FROM GOOD TO GREAT – SPEAKER STYLE

I made a decision this year to immerse myself in the world of speaking. To ensure I became a part of the same speaker community that many of my clients hold aspirations to join, and to open myself up, as an educator, to the experience of what the greatest speakers in the world bring to our stages.

And at a Global Speaker Summit in Auckland, across more than 25 incredible Keynote, Plenary and Breakout sessions I became aware of one single thing.

That no matter the topic, the style, the background, how the speaker on stage in front of me came to be there, they were able to create a rhythm. To wrap us up in a world of possibility, where the real world was momentarily forgotten, to transport us to another place, another way of thinking, to ignite within a desire to be better and to do more. And they did this every single time through story. Master story-tellers, craftsmen and artisans with the ability, in Cam Calkoen’s words, to remove assumption and bend perception, through the way they told the stories.

They built in our minds clear pictures of the world they were describing. Through emotion and rhythm, they dropped those stories into our heart, to bring together a thread that softly and gently wraps itself into the tapestry of our life.

Moving almost straight from the power of the Global Speakers Summit, to the SpeakableYOU Intensive room, working with people to build their content and their speaking skills, really brought home to me the true difference between the good and the great speakers – insight I was able to share with the people in the room to strengthen their ability to speak, impact and influence.

The key insights we worked through in that room included:

1. The most impactful stories were built from lived experience; humorous, serious, insightful, pensive, and often dramatic, but always from their own lived experience.

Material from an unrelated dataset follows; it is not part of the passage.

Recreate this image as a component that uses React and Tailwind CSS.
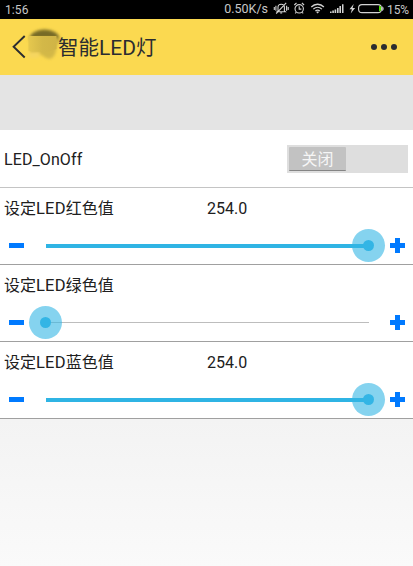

2. They spoke to the one core message of the presentation; the stories were told on purpose, on target, and on message and ‘made sense’ to us.

3. The Narrator was ditched, and they told the story in such a way that we were immersed completely into the moment, as if we were living it with them.

As Ilja Grzeskowitz taught us, the simplest of stories can be the most powerful conveyor of our message when the structure of the story is determined on purpose to align with our core messaging, the scenes powerfully set, and the characters completely fleshed out.

Where just like our favourite movies, we ignite the senses and create a vivid picture of the world that is possible, through the stories we shape.